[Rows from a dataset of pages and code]
[start]
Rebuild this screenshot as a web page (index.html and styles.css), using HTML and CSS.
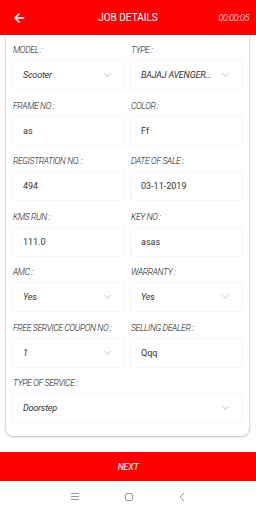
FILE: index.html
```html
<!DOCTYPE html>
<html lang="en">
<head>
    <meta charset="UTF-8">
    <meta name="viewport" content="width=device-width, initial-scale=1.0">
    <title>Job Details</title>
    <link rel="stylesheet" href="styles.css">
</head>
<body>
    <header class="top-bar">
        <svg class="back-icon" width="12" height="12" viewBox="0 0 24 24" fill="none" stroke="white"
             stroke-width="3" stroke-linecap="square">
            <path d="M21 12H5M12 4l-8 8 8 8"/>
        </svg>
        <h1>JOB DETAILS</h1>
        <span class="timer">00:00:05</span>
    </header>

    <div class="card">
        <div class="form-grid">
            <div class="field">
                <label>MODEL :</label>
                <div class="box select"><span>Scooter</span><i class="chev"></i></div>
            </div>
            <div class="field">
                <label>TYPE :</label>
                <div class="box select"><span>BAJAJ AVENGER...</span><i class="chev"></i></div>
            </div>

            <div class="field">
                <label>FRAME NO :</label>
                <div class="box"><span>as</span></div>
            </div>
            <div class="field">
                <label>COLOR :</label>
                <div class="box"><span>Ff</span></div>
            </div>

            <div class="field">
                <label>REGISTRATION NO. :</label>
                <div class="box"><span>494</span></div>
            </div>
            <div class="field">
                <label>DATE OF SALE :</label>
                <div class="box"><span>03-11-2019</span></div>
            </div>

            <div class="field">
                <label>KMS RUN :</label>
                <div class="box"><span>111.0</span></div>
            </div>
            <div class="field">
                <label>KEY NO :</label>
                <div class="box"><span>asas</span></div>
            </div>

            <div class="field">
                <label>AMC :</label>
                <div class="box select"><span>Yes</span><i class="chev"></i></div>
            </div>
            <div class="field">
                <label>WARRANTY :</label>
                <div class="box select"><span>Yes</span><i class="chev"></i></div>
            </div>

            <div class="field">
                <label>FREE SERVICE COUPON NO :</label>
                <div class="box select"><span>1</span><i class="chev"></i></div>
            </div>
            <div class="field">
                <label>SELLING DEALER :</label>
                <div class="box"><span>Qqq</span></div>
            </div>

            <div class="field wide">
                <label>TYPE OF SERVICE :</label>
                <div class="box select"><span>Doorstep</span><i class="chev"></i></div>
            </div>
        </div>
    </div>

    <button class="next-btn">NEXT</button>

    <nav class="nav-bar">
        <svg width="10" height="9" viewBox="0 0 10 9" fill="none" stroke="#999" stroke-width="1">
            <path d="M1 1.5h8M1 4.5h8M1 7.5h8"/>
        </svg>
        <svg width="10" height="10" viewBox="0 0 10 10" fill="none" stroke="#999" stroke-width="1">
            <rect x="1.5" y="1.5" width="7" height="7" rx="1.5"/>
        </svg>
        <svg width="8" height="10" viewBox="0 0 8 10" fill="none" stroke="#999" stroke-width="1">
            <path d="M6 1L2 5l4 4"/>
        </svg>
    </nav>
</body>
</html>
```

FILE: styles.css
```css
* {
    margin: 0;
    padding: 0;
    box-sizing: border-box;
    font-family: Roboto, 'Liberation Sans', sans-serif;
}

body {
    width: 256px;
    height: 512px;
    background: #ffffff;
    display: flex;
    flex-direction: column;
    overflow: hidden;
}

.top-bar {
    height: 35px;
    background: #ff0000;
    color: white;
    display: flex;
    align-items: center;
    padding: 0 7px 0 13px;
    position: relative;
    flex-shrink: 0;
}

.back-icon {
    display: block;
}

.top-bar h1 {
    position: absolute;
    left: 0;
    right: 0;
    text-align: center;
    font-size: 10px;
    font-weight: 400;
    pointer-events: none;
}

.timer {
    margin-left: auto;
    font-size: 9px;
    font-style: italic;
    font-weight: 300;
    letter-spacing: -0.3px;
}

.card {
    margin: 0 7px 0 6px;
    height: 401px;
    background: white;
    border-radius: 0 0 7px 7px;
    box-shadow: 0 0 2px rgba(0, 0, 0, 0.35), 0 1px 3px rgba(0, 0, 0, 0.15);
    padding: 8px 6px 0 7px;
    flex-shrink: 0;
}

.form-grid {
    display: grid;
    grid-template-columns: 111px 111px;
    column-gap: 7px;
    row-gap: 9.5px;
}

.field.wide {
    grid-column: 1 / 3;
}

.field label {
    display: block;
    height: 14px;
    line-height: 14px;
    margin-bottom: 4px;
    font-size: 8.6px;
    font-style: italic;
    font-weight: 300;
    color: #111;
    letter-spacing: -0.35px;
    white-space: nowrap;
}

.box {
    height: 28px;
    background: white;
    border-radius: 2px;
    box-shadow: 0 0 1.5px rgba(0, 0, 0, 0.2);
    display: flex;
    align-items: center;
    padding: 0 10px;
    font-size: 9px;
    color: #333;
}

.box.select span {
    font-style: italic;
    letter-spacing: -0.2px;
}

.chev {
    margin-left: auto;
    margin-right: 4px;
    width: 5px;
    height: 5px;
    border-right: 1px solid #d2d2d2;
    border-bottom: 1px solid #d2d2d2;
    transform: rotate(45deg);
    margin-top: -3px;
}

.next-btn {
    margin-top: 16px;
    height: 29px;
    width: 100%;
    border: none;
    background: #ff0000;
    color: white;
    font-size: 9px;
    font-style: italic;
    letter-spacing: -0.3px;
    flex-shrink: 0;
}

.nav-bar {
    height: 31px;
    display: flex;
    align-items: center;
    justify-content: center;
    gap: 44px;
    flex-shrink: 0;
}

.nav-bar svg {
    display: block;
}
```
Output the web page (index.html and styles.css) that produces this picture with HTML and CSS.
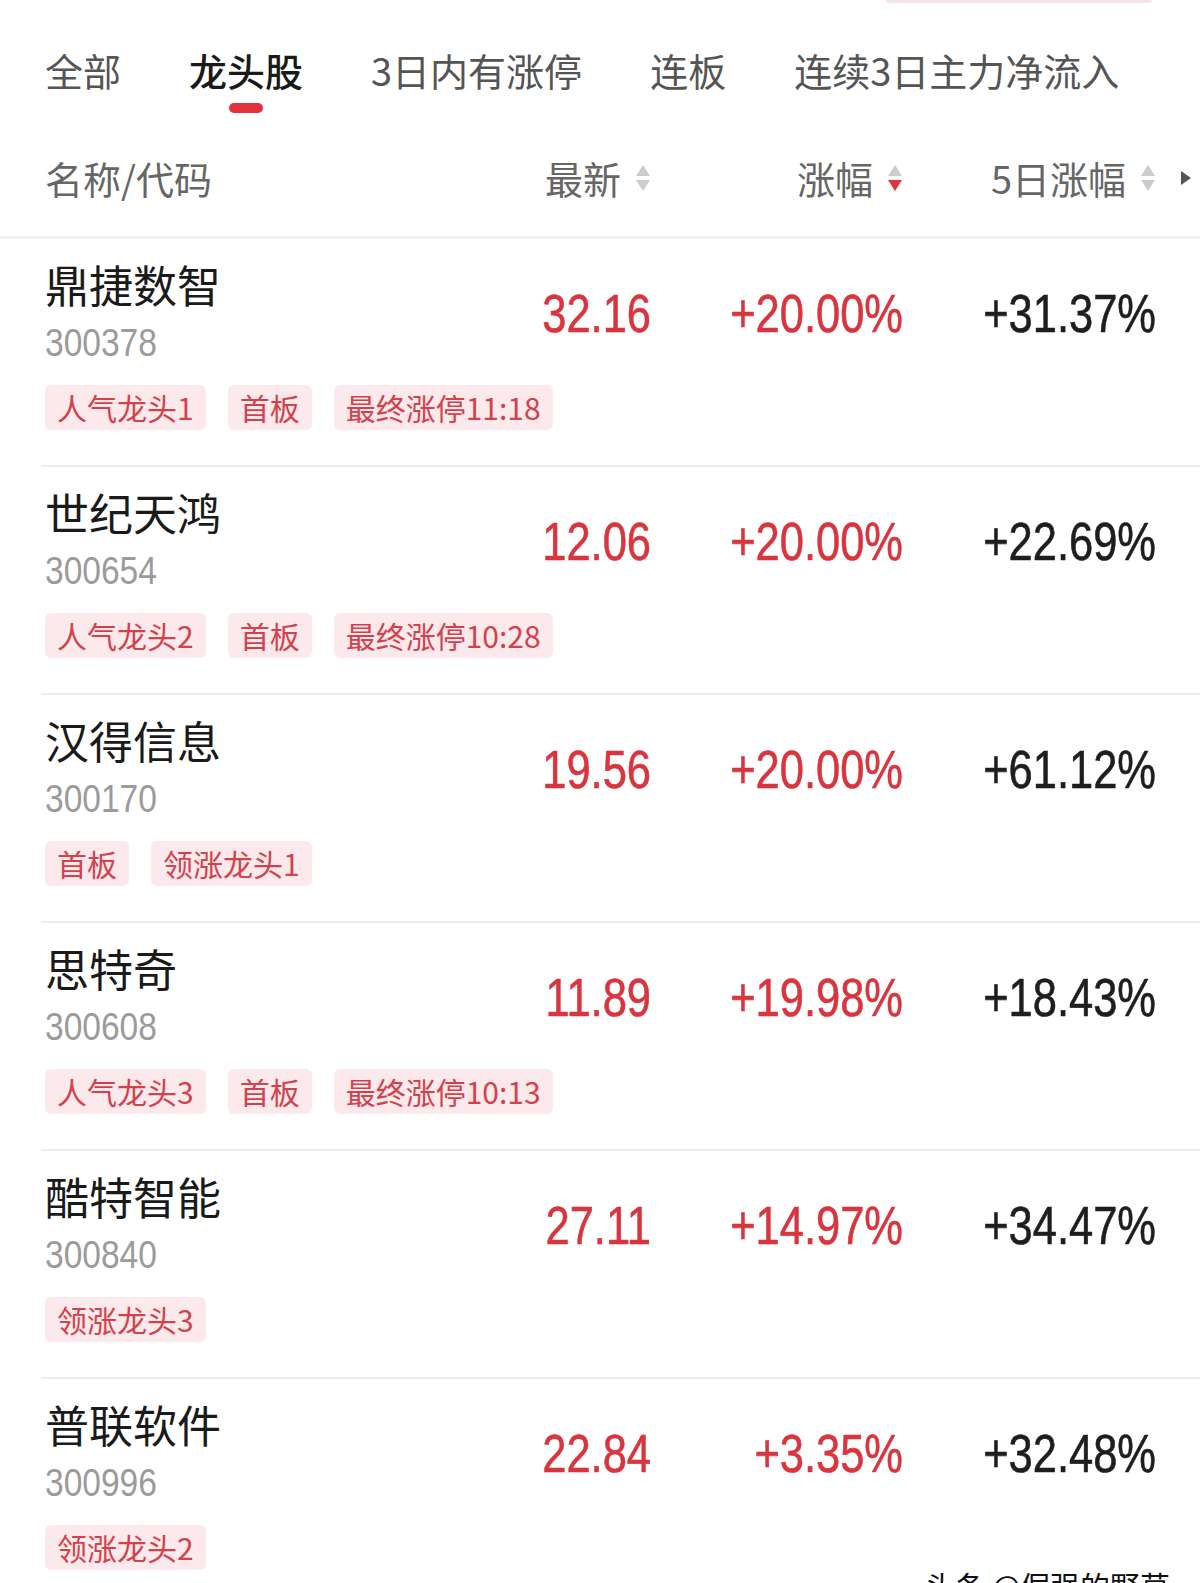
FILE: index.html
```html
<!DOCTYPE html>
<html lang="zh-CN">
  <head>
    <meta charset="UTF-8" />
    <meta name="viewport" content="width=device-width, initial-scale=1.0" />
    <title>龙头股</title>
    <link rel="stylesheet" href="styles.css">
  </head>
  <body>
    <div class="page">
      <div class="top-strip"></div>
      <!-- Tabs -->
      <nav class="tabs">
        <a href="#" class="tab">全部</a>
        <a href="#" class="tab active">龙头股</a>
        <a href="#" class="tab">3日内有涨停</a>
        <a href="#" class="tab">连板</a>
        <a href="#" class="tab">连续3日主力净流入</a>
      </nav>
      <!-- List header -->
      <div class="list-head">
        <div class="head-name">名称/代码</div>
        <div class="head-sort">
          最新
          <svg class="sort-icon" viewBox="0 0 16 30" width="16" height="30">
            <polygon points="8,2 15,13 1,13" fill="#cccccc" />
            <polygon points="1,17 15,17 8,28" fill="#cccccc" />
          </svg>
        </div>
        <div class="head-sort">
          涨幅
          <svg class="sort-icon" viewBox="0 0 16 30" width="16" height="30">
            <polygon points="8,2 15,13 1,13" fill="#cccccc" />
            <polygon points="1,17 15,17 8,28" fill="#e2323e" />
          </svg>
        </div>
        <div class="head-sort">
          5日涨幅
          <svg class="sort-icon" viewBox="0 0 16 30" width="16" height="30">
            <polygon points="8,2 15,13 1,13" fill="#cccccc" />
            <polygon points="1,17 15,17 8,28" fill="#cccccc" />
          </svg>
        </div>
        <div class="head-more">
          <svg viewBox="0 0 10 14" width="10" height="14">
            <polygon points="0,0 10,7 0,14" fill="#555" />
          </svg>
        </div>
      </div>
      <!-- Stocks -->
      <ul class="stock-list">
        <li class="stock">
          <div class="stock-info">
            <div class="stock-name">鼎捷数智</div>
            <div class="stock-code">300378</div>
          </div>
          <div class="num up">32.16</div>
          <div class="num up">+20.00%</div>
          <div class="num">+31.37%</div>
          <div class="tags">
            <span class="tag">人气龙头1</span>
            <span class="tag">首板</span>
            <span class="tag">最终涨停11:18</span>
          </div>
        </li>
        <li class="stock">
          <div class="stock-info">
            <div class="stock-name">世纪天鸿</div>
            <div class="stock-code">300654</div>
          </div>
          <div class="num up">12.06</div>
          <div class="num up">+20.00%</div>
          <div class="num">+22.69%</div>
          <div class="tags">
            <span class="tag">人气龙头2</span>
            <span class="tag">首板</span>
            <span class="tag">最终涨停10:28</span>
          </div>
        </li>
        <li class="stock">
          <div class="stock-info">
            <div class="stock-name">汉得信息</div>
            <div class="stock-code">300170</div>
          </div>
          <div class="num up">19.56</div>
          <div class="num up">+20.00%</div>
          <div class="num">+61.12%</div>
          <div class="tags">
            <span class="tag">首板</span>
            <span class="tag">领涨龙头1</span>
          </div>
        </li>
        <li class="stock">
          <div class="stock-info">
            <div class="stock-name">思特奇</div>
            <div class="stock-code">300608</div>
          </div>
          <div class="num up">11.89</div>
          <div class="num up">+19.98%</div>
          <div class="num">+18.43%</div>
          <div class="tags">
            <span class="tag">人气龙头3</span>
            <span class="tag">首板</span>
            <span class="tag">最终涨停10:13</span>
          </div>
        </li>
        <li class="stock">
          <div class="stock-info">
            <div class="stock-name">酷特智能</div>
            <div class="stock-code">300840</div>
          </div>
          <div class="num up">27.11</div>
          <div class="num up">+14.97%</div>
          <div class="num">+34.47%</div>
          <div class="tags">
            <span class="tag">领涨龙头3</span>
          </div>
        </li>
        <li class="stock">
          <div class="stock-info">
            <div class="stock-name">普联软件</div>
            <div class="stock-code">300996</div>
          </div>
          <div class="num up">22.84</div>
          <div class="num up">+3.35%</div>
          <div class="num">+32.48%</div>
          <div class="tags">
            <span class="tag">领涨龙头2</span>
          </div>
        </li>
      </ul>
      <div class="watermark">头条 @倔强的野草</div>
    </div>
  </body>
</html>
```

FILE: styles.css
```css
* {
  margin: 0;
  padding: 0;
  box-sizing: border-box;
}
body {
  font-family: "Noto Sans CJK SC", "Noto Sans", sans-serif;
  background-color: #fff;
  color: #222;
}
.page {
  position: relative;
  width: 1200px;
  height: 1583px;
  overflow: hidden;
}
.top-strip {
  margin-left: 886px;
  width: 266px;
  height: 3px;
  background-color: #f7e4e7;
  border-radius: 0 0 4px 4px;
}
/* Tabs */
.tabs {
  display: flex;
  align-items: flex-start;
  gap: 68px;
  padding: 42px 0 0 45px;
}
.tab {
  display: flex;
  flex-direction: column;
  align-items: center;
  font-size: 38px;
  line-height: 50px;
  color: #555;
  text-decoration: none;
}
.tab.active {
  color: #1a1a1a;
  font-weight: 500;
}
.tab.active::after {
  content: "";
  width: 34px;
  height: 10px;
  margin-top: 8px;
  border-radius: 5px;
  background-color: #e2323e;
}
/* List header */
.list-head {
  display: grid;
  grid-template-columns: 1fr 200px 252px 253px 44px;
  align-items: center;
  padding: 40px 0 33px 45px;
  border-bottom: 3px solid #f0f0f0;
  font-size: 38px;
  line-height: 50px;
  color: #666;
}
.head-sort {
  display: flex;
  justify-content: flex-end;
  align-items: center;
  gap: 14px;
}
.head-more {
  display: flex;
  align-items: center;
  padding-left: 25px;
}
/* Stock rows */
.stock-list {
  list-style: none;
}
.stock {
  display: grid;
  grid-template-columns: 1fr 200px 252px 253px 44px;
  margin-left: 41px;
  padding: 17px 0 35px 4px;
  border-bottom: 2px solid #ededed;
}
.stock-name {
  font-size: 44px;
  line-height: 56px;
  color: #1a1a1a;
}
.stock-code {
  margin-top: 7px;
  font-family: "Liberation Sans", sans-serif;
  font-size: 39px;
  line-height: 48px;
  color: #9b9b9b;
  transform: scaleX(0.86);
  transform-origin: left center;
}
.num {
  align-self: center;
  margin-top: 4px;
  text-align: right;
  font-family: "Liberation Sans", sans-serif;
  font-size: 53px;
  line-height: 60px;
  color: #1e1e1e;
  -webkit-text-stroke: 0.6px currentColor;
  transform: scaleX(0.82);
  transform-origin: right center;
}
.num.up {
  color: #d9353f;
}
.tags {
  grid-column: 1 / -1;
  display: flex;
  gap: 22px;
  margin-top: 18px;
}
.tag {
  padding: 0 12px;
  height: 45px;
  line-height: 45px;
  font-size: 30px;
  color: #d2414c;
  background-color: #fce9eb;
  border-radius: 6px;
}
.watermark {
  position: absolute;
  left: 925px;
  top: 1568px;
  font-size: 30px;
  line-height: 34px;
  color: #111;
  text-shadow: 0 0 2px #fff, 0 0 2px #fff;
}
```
[end]
→ **WHAT IS BEING ASKED**
Write down every line of the data above that includes the string "index".

→ **SOLUTION TO THE EXERCISE**
Rebuild this screenshot as a web page (index.html and styles.css), using HTML and CSS.
FILE: index.html
Output the web page (index.html and styles.css) that produces this picture with HTML and CSS.
FILE: index.html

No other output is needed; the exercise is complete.